Requirement: Output the material word for word. Leave each picture out.

Dataset extract:

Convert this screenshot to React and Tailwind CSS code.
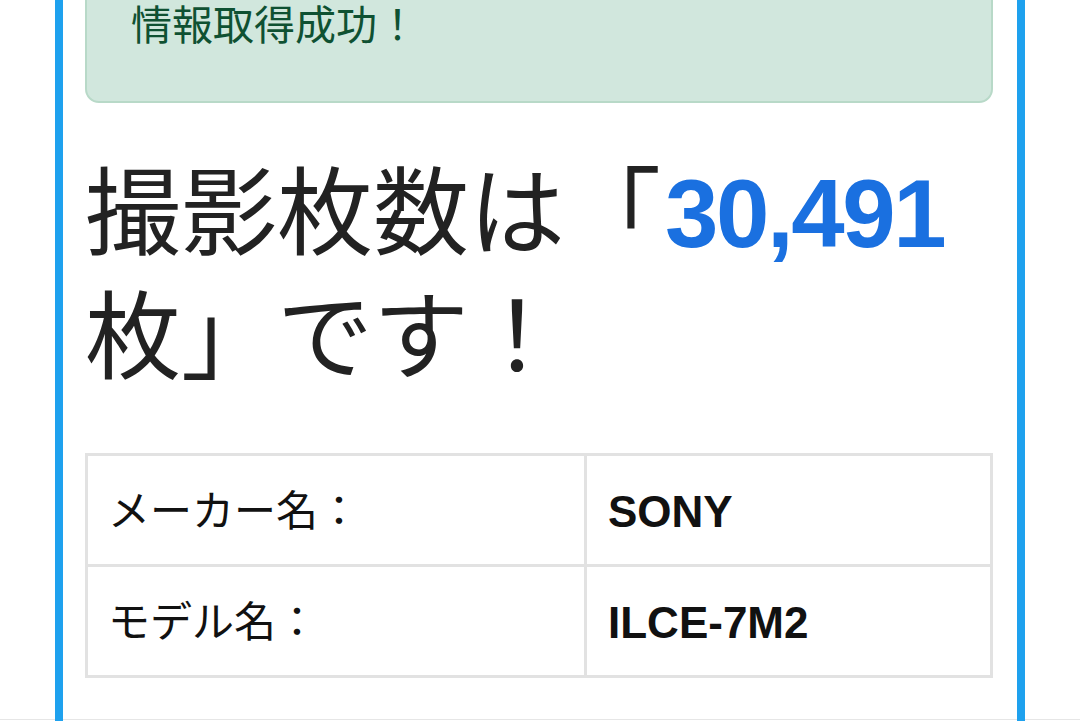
import React from "react";

const FONT = { fontFamily: '"Liberation Sans", "Noto Sans CJK JP", sans-serif' };

export default function App() {
  return (
    <div className="relative w-[1080px] h-[721px] overflow-hidden bg-white" style={FONT}>
      <div className="absolute left-0 right-0 top-[719px] h-px bg-[#e6e6e6]" />
      <div className="relative z-10 ml-[55px] flex h-[721px] w-[970px] flex-col border-x-[8px] border-[#1ea1ee] pl-[22px] pr-[24px]">
        <div className="mt-[-51px] rounded-[14px] border-2 border-[#b8d9c8] bg-[#d1e7dd] pt-[45px] pb-[45px] pl-[44px] text-[41px] leading-[60px] text-[#0f5132]">
          情報取得成功！
        </div>
        <h1 className="mt-[49px] text-[96px] leading-[124px] font-normal text-[#222222]">
          撮影枚数は「<span className="ml-[4px] font-bold tracking-[-2.4px] text-[#1a70e0]">30,491</span>
          <br />
          枚」です！
        </h1>
        <div className="mt-[53px] border-[3px] border-[#e2e2e2]">
          <div className="flex h-[111px] border-b-[3px] border-[#e2e2e2]">
            <div className="flex w-[499px] items-center border-r-[3px] border-[#e2e2e2] pl-[20px] pt-[3px] text-[42px] text-[#111111]">
              メーカー名：
            </div>
            <div className="flex flex-1 items-center pl-[21px] pt-[3px] text-[44px] font-bold text-[#111111]">
              SONY
            </div>
          </div>
          <div className="flex h-[108px]">
            <div className="flex w-[499px] items-center border-r-[3px] border-[#e2e2e2] pl-[20px] pt-[3px] text-[42px] text-[#111111]">
              モデル名：
            </div>
            <div className="flex flex-1 items-center pl-[21px] pt-[3px] text-[44px] font-bold text-[#111111]">
              ILCE-7M2
            </div>
          </div>
        </div>
      </div>
    </div>
  );
}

Output of the task:
Convert this screenshot to React and Tailwind CSS code.
import React from "react";

const FONT = { fontFamily: '"Liberation Sans", "Noto Sans CJK JP", sans-serif' };

export default function App() {
  return (
    <div className="relative w-[1080px] h-[721px] overflow-hidden bg-white" style={FONT}>
      <div className="absolute left-0 right-0 top-[719px] h-px bg-[#e6e6e6]" />
      <div className="relative z-10 ml-[55px] flex h-[721px] w-[970px] flex-col border-x-[8px] border-[#1ea1ee] pl-[22px] pr-[24px]">
        <div className="mt-[-51px] rounded-[14px] border-2 border-[#b8d9c8] bg-[#d1e7dd] pt-[45px] pb-[45px] pl-[44px] text-[41px] leading-[60px] text-[#0f5132]">
          情報取得成功！
        </div>
        <h1 className="mt-[49px] text-[96px] leading-[124px] font-normal text-[#222222]">
          撮影枚数は「<span className="ml-[4px] font-bold tracking-[-2.4px] text-[#1a70e0]">30,491</span>
          <br />
          枚」です！
        </h1>
        <div className="mt-[53px] border-[3px] border-[#e2e2e2]">
          <div className="flex h-[111px] border-b-[3px] border-[#e2e2e2]">
            <div className="flex w-[499px] items-center border-r-[3px] border-[#e2e2e2] pl-[20px] pt-[3px] text-[42px] text-[#111111]">
              メーカー名：
            </div>
            <div className="flex flex-1 items-center pl-[21px] pt-[3px] text-[44px] font-bold text-[#111111]">
              SONY
            </div>
          </div>
          <div className="flex h-[108px]">
            <div className="flex w-[499px] items-center border-r-[3px] border-[#e2e2e2] pl-[20px] pt-[3px] text-[42px] text-[#111111]">
              モデル名：
            </div>
            <div className="flex flex-1 items-center pl-[21px] pt-[3px] text-[44px] font-bold text-[#111111]">
              ILCE-7M2
            </div>
          </div>
        </div>
      </div>
    </div>
  );
}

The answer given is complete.